Su questo crescente coordinamento fra i maggiori stati euroasiatici pesano certo le incertezze e i timori generati da Trump sui dazi ma anche un quarto di secolo di illusione da parte occidentale che per via militare si potesse arrestare o perlomeno controllare l’ascesa dell’Asia. Si pensi solo, a titolo di esempio, a che tipo di legame potrebbe esservi oggi fra l’Aghanistan e l’Occidente se solo le ingenti risorse dilapidate per l’invasione e la lunga e cruenta occupazione di quel Paese fossero state spese per la cooperazione e lo sviluppo, come sta facendo la Cina, per proprio interesse, verso il confinante Pakistan.

Le lezioni per lItalia e lOccidente

Ormai a cose fatte, si deve saper trarre qualche insegnamento dalla storia.
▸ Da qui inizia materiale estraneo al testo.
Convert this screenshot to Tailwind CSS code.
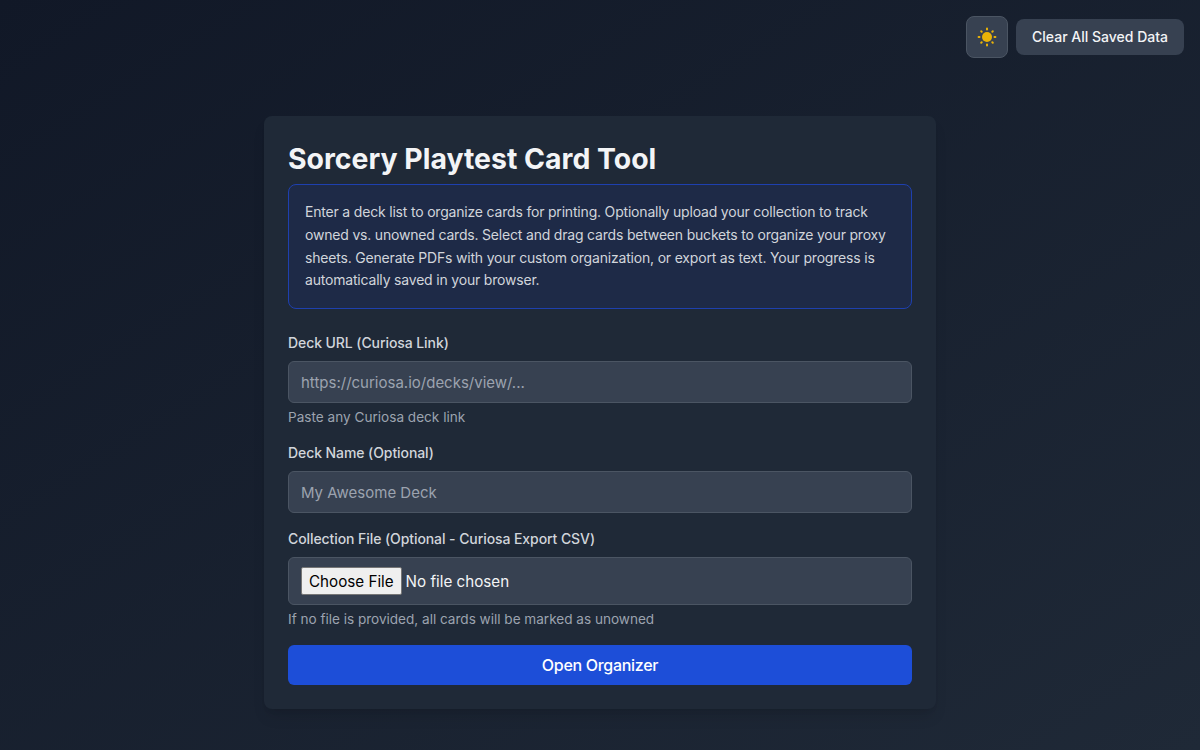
<!DOCTYPE html>
<html lang="en">

<head>
    <meta charset="UTF-8">
    <meta name="viewport" content="width=device-width, initial-scale=1.0">
    <title>Sorcery Playtest Card Tool</title>
    <script src="https://cdn.jsdelivr.net/npm/@tailwindcss/browser@4"></script>
</head>

<body class="min-h-screen bg-gradient-to-br from-[#111827] to-[#1f2937] text-[#f3f4f6] font-[Inter,sans-serif]">
    <div class="absolute top-4 right-4 flex items-center gap-2">
        <button aria-label="Toggle theme" class="w-[42px] h-[42px] flex items-center justify-center rounded-lg bg-[#374151] border border-[#4b5563]">
            <svg width="20" height="20" viewBox="0 0 20 20" fill="#eab308" stroke="#eab308" stroke-width="2" stroke-linecap="round">
                <circle cx="10" cy="10" r="5" stroke="none"/>
                <path d="M10 1.6v.9M10 17.5v.9M1.6 10h.9M17.5 10h.9M4.2 4.2l.5.5M15.3 15.3l.5.5M15.8 4.2l-.5.5M4.7 15.3l-.5.5"/>
            </svg>
        </button>
        <button class="px-4 py-2 h-9 rounded-lg bg-[#374151] text-sm font-medium text-[#f3f4f6]">Clear All Saved Data</button>
    </div>

    <div class="flex justify-center pt-[116px]">
        <div class="w-[672px] bg-[#1f2937] rounded-lg p-6 shadow-lg">
            <h1 class="text-[28.4px] leading-[38px] font-bold mb-[6px] text-[#f3f4f6]">Sorcery Playtest Card Tool</h1>

            <div class="mb-6 p-4 rounded-lg border border-[#1e40af] bg-[#1e2a47] text-sm leading-relaxed tracking-[-0.19px] text-[#d1d5db]">
                Enter a deck list to organize cards for printing. Optionally upload your collection to track owned vs. unowned cards. Select and drag cards between buckets to organize your proxy sheets. Generate PDFs with your custom organization, or export as text. Your progress is automatically saved in your browser.
            </div>

            <label class="block mb-2 text-sm font-medium tracking-[-0.08px] text-[#d1d5db]">Deck URL (Curiosa Link)</label>
            <input type="text" placeholder="https://curiosa.io/decks/view/..." class="w-full h-[42px] px-3 rounded-md border border-[#4b5563] bg-[#374151] text-[15px] text-[#f3f4f6] placeholder:text-[#9ca3af]">
            <p class="mt-1 mb-4 text-[13.6px] leading-5 text-[#9ca3af]">Paste any Curiosa deck link</p>

            <label class="block mb-2 text-sm font-medium tracking-[-0.08px] text-[#d1d5db]">Deck Name (Optional)</label>
            <input type="text" placeholder="My Awesome Deck" class="w-full h-[42px] mb-4 px-3 rounded-md border border-[#4b5563] bg-[#374151] text-[15px] text-[#f3f4f6] placeholder:text-[#9ca3af]">

            <label class="block mb-2 text-sm font-medium tracking-[-0.08px] text-[#d1d5db]">Collection File (Optional - Curiosa Export CSV)</label>
            <input type="file" class="block w-full h-12 px-3 py-[9px] rounded-md border border-[#4b5563] bg-[#374151] text-[15.2px] leading-7 text-[#f3f4f6] file:h-7 file:mr-1 file:px-[7px] file:rounded-[2px] file:border file:border-[#767676] file:bg-[#efefef] file:text-[15.2px] file:text-black">
            <p class="mt-1 mb-4 text-[13.6px] leading-5 tracking-[-0.02px] text-[#9ca3af]">If no file is provided, all cards will be marked as unowned</p>

            <button class="block w-full h-10 rounded-md bg-[#1d4ed8] text-base font-medium tracking-[-0.3px] text-white">Open Organizer</button>
        </div>
    </div>
</body>

</html>
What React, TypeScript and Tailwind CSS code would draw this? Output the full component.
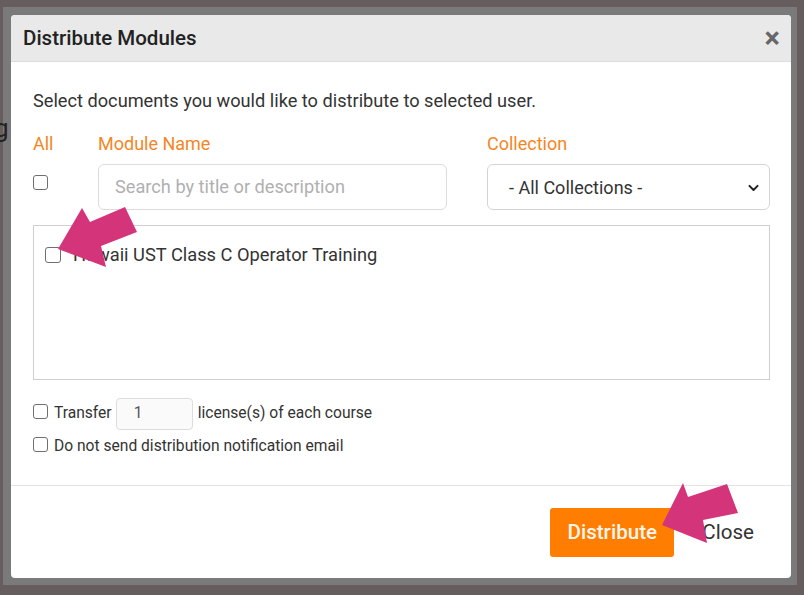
import React from 'react';

function Box({ className = '' }: { className?: string }) {
  return <span className={`inline-block h-[15px] w-[15px] shrink-0 rounded-[3px] border border-[#6f6f6f] bg-white ${className}`} />;
}

function Arrows() {
  return (
    <svg className="pointer-events-none absolute left-0 top-0" width="804" height="595" viewBox="0 0 804 595">
      <polygon
        fill="#d4357a"
        points="58,249 82,208 90,222 125,207 137,232 101,246 106,267"
      />
      <polygon
        fill="#d4357a"
        points="662,525 683,483 688,497 727,484 738,513 703,520 707,543"
      />
    </svg>
  );
}

function App() {
  return (
    <div className="relative h-[595px] w-[804px] overflow-hidden bg-[#665d5e] pb-[10px] pl-[3px] pr-[7px] pt-[7px] font-['Roboto',sans-serif]">
      <div className="relative h-full bg-[#7a7a7a] pb-[7px] pl-[8px] pr-[6px] pt-[8px]">
        <span className="absolute left-[-9px] top-[108px] text-[26px] leading-none text-[#222]">g</span>

        <div className="flex h-[563px] flex-col overflow-hidden rounded-[4px] bg-white">
          {/* header */}
          <div className="flex h-[47px] items-center justify-between border-b border-[#dcdcdc] bg-[#e9e9e9] pl-[12px] pr-[11px]">
            <h1 className="text-[20.5px] font-medium text-[#222]">Distribute Modules</h1>
            <span className="text-[29px] font-bold leading-none text-[#666]">×</span>
          </div>

          {/* body */}
          <div className="flex-1 border-b border-[#e4e4e4] pl-[22px] pr-[21px] pt-[27px]">
            <p className="text-[18.2px] leading-[24px] text-[#333]">Select documents you would like to distribute to selected user.</p>

            <div className="mt-[19px] flex">
              <div className="w-[65px]">
                <div className="text-[18px] leading-[24px] text-[#f5861f]">All</div>
                <div className="mt-[17px]">
                  <Box className="block" />
                </div>
              </div>
              <div className="w-[349px]">
                <div className="text-[18px] leading-[24px] text-[#f5861f]">Module Name</div>
                <div className="mt-[8px] flex h-[46px] items-center rounded-[6px] border border-[#dcdcdc] px-[16px] text-[18.2px] text-[#b0b0b0]">
                  Search by title or description
                </div>
              </div>
              <div className="ml-[40px] flex-1">
                <div className="text-[18px] leading-[24px] text-[#f5861f]">Collection</div>
                <div className="mt-[8px] flex h-[46px] items-center justify-between rounded-[6px] border border-[#d4d4d4] pl-[21px] pr-[9px] text-[18px] text-[#333]">
                  <span>- All Collections -</span>
                  <svg width="13" height="13" viewBox="0 0 16 16">
                    <path d="M3 6l5 5 5-5" fill="none" stroke="#222" strokeWidth="2.4" strokeLinecap="round" strokeLinejoin="round" />
                  </svg>
                </div>
              </div>
            </div>

            <div className="mt-[15px] h-[155px] border border-[#cfcfcf] pl-[11px] pt-[15px]">
              <div className="flex items-center gap-[12px]">
                <Box className="h-[16px] w-[16px]" />
                <span className="text-[18.3px] text-[#333]">Hawaii UST Class C Operator Training</span>
              </div>
            </div>

            <div className="mt-[18px] flex items-center text-[15.6px] text-[#333]">
              <Box className="mr-[6px] -translate-y-[3px]" />
              <span>Transfer</span>
              <div className="ml-[4px] mr-[5px] flex h-[32px] w-[77px] items-center rounded-[4px] border border-[#dcdcdc] bg-[#fafafa] pl-[17px] text-[#555]">1</div>
              <span>license(s) of each course</span>
            </div>
            <div className="mt-[5px] flex items-center text-[15.6px] text-[#333]">
              <Box className="mr-[6px] -translate-y-[2px]" />
              <span>Do not send distribution notification email</span>
            </div>
          </div>

          {/* footer */}
          <div className="flex h-[92px] items-center justify-end pr-[37px]">
            <button className="h-[49px] w-[124px] rounded-[3px] bg-[#ff7d00] text-[20.6px] font-medium text-[#fff7ec]">Distribute</button>
            <span className="ml-[28px] text-[20.6px] text-[#333]">Close</span>
          </div>
        </div>
      </div>
      <Arrows />
    </div>
  );
}

export default App;
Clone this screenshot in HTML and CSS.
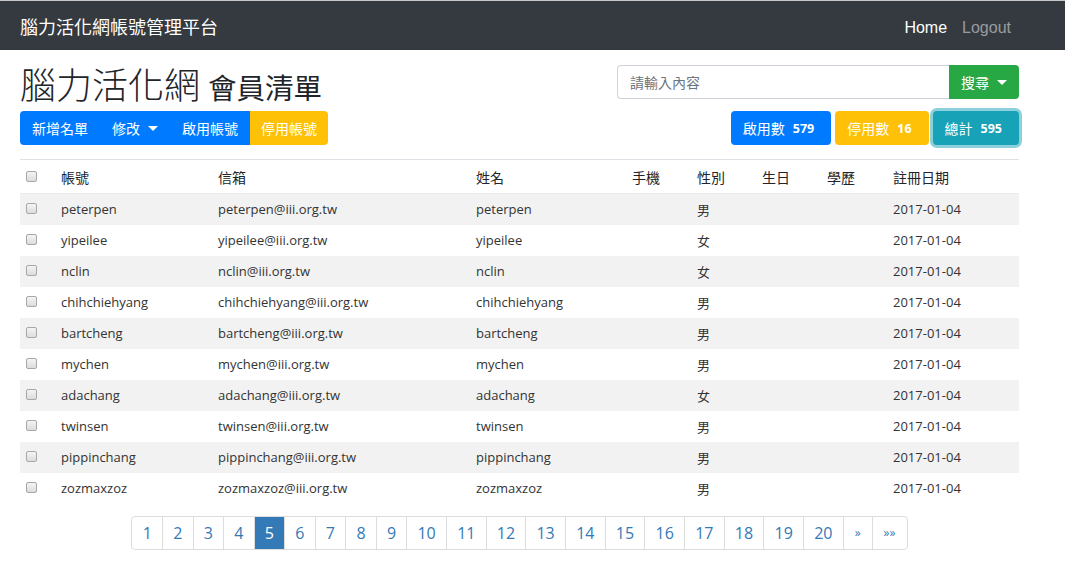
FILE: index.html
```html
<!DOCTYPE html>
<html lang="zh-Hant">
<head>
<meta charset="utf-8">
<title>腦力活化網帳號管理平台</title>
<link rel="stylesheet" href="styles.css">
</head>
<body>
<nav class="navbar">
  <div class="brand">腦力活化網帳號管理平台</div>
  <div class="nav-links">
    <a class="nav-link active">Home</a>
    <a class="nav-link">Logout</a>
  </div>
</nav>
<main class="main">
  <div class="head-row">
    <h1 class="title">腦力活化網 <small class="sub">會員清單</small></h1>
    <div class="search">
      <input class="search-input" type="text" placeholder="請輸入內容">
      <button class="btn btn-green">搜尋 <span class="caret"></span></button>
    </div>
  </div>
  <div class="tool-row">
    <div class="btn-group">
      <button class="btn btn-blue">新增名單</button>
      <button class="btn btn-blue">修改 <span class="caret"></span></button>
      <button class="btn btn-blue">啟用帳號</button>
      <button class="btn btn-yellow">停用帳號</button>
    </div>
    <div class="stats">
      <button class="btn btn-blue stat">啟用數 <span class="badge">579</span></button>
      <button class="btn btn-yellow stat">停用數 <span class="badge">16</span></button>
      <button class="btn btn-teal stat focus">總計 <span class="badge">595</span></button>
    </div>
  </div>
  <table class="table">
    <colgroup>
      <col class="c1"><col class="c2"><col class="c3"><col class="c4"><col class="c5"><col class="c6"><col class="c7"><col class="c8"><col class="c9">
    </colgroup>
    <thead>
      <tr><th><span class="cb"></span></th><th>帳號</th><th>信箱</th><th>姓名</th><th>手機</th><th>性別</th><th>生日</th><th>學歷</th><th>註冊日期</th></tr>
    </thead>
    <tbody>
      <tr><td><span class="cb"></span></td><td>peterpen</td><td>peterpen@iii.org.tw</td><td>peterpen</td><td></td><td>男</td><td></td><td></td><td>2017-01-04</td></tr>
      <tr><td><span class="cb"></span></td><td>yipeilee</td><td>yipeilee@iii.org.tw</td><td>yipeilee</td><td></td><td>女</td><td></td><td></td><td>2017-01-04</td></tr>
      <tr><td><span class="cb"></span></td><td>nclin</td><td>nclin@iii.org.tw</td><td>nclin</td><td></td><td>女</td><td></td><td></td><td>2017-01-04</td></tr>
      <tr><td><span class="cb"></span></td><td>chihchiehyang</td><td>chihchiehyang@iii.org.tw</td><td>chihchiehyang</td><td></td><td>男</td><td></td><td></td><td>2017-01-04</td></tr>
      <tr><td><span class="cb"></span></td><td>bartcheng</td><td>bartcheng@iii.org.tw</td><td>bartcheng</td><td></td><td>男</td><td></td><td></td><td>2017-01-04</td></tr>
      <tr><td><span class="cb"></span></td><td>mychen</td><td>mychen@iii.org.tw</td><td>mychen</td><td></td><td>男</td><td></td><td></td><td>2017-01-04</td></tr>
      <tr><td><span class="cb"></span></td><td>adachang</td><td>adachang@iii.org.tw</td><td>adachang</td><td></td><td>女</td><td></td><td></td><td>2017-01-04</td></tr>
      <tr><td><span class="cb"></span></td><td>twinsen</td><td>twinsen@iii.org.tw</td><td>twinsen</td><td></td><td>男</td><td></td><td></td><td>2017-01-04</td></tr>
      <tr><td><span class="cb"></span></td><td>pippinchang</td><td>pippinchang@iii.org.tw</td><td>pippinchang</td><td></td><td>男</td><td></td><td></td><td>2017-01-04</td></tr>
      <tr><td><span class="cb"></span></td><td>zozmaxzoz</td><td>zozmaxzoz@iii.org.tw</td><td>zozmaxzoz</td><td></td><td>男</td><td></td><td></td><td>2017-01-04</td></tr>
    </tbody>
  </table>
  <div class="pager-wrap">
    <ul class="pagination">
      <li>1</li><li>2</li><li>3</li><li>4</li><li class="active">5</li><li>6</li><li>7</li><li>8</li><li>9</li><li>10</li><li>11</li><li>12</li><li>13</li><li>14</li><li>15</li><li>16</li><li>17</li><li>18</li><li>19</li><li>20</li><li class="arrow">»</li><li class="arrow">»»</li>
    </ul>
  </div>
</main>
</body>
</html>
```
FILE: styles.css
```css
* { box-sizing: border-box; }
html, body { margin: 0; padding: 0; }
body {
  background: #fff;
  color: #212529;
  font-family: "Open Sans", "Noto Sans CJK TC", sans-serif;
  font-size: 14px;
  border-top: 1px solid #c8c8c8;
}
.navbar {
  height: 49px;
  background: #343a40;
  display: flex;
  align-items: center;
  justify-content: space-between;
  padding: 0 54px 0 20px;
}
.brand {
  color: #fff;
  font-size: 18px;
  font-family: "Noto Sans CJK TC", sans-serif;
  margin-top: 1px;
}
.nav-links { display: flex; gap: 15px; margin-top: 4px; }
.nav-link { font-size: 16px; color: rgba(255,255,255,.5); font-family: "Liberation Sans", Arial, sans-serif; }
.nav-link.active { color: #fff; }

.main { width: 999px; margin-left: 20px; }

.head-row {
  display: flex;
  justify-content: space-between;
  align-items: flex-start;
  height: 61px;
  padding-top: 15px;
}
.title {
  margin: 0;
  font-weight: 300;
  font-size: 36px;
  line-height: 40px;
  color: #212529;
  font-family: "Noto Sans CJK TC", sans-serif;
  margin-top: -2px;
}
.sub { font-size: 28.5px; font-weight: 400; color: #212529; }
.search { display: flex; height: 34px; }
.search-input {
  width: 332px;
  height: 34px;
  border: 1px solid #ced4da;
  border-right: 0;
  border-radius: 4px 0 0 4px;
  padding: 0 12px;
  font-size: 14px;
  font-family: "Noto Sans CJK TC", sans-serif;
  color: #495057;
  outline: none;
}
.search-input::placeholder { color: #6c757d; }

.btn {
  border: 0;
  height: 34px;
  padding: 0 12px;
  font-size: 14px;
  font-family: "Noto Sans CJK TC", sans-serif;
  color: #fff;
  display: inline-flex;
  align-items: center;
  gap: 6px;
  cursor: pointer;
}
.btn-green { background: #28a745; border-radius: 0 4px 4px 0; padding: 0 12px; }
.btn-blue { background: #007bff; }
.btn-yellow { background: #ffc107; color: #fff; }
.btn-teal { background: #17a2b8; }
.caret {
  display: inline-block;
  width: 0; height: 0;
  border-left: 5px solid transparent;
  border-right: 5px solid transparent;
  border-top: 5px solid #fff;
  margin-left: 2px;
}
.tool-row {
  display: flex;
  justify-content: space-between;
  height: 48px;
  padding-top: 0;
}
.btn-group { display: flex; height: 34px; }
.btn-group .btn:first-child { border-radius: 4px 0 0 4px; }
.btn-group .btn:last-child { border-radius: 0 4px 4px 0; }
.btn-group .btn-blue + .btn-yellow { padding: 0 11px; }
.stats { display: flex; gap: 4px; height: 34px; }
.stat { border-radius: 4px; gap: 3px; padding: 0 12px; }
.badge {
  font-family: "Open Sans", sans-serif;
  font-weight: 700;
  font-size: 12.5px;
  padding: 0 5px;
}
.focus { box-shadow: 0 0 0 3px rgba(23,162,184,.5); }

.table {
  width: 999px;
  border-collapse: collapse;
  table-layout: fixed;
  border-top: 1px solid #dee2e6;
}
.c1 { width: 35px; } .c2 { width: 157px; } .c3 { width: 258px; } .c4 { width: 156px; }
.c5 { width: 65px; } .c6 { width: 65px; } .c7 { width: 65px; } .c8 { width: 66px; } .c9 { width: 132px; }
.table th, .table td {
  text-align: left;
  padding: 0 6px;
  white-space: nowrap;
  font-size: 14px;
  color: #333;
}
.table th {
  height: 34px;
  font-weight: 400;
  font-family: "Noto Sans CJK TC", sans-serif;
  color: #212529;
  border-bottom: 1px solid #e9ecef;
}
.table td {
  height: 31px;
  font-family: "Open Sans", "Noto Sans CJK TC", sans-serif;
  font-size: 13px;
  color: #333;
}
.table tbody tr:nth-child(odd) { background: #f2f2f2; }
.cb {
  display: inline-block;
  width: 11px; height: 11px;
  border: 1px solid #a8a8a8;
  border-radius: 2px;
  background: linear-gradient(#f4f4f4, #dcdcdc);
  vertical-align: middle;
  margin-top: -4px;
}
.pager-wrap { display: flex; justify-content: center; padding-top: 12px; }
.pagination {
  list-style: none;
  margin: 0; padding: 0;
  display: flex;
  border: 1px solid #ddd;
  border-radius: 4px;
  overflow: hidden;
}
.pagination li {
  height: 32px;
  padding: 0 10.2px;
  display: flex;
  align-items: center;
  font-size: 16px;
  color: #337ab7;
  font-family: "Open Sans", sans-serif;
  border-left: 1px solid #ddd;
}
.pagination li:first-child { border-left: 0; }
.pagination li.active { background: #337ab7; color: #fff; }
.pagination li.arrow { font-size: 12px; padding: 0 11px; }
```
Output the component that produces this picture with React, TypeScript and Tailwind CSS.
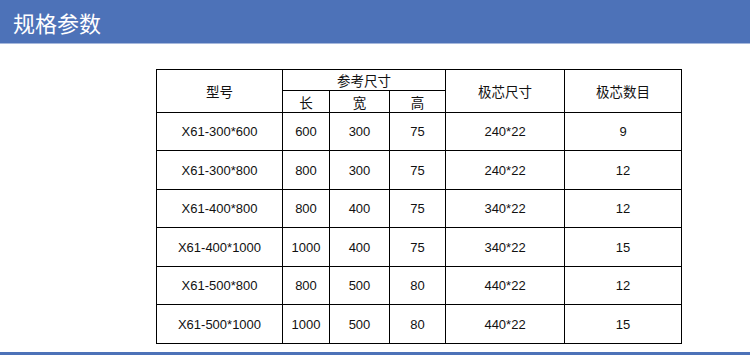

Ad esempio il ruolo che riveste la Turchia, Paese Nato, nella Sco, quello di partner di dialogo, ci può essere di stimolo. Non nel senso che l’Italia debba imitare la Turchia, ma nel senso che il nostro Paese, proprio perché parte costituente insostituibile dell’Occidente, è quello che più ne interpreta la vocazione al dialogo e alla cooperazione con i soggetti emergenti del resto del mondo.

Capirlo è un preciso dovere della classe politica, specie di quella che si fregia dell’eredità politica di statisti democristiani che questo ruolo dell’Italia nel mondo, e segnatamente verso l’Oriente europeo e asiatico, e l’Indopacifico, lo avevano compreso e praticato, precorrendo i tempi e dimostrando esemplarmente che atlantismo e apertura al nuovo mondo multilaterale – evitando di passare nuovamente dalla tragedia di un conflitto mondiale – sono possibili e urgenti più di ogni altra cosa.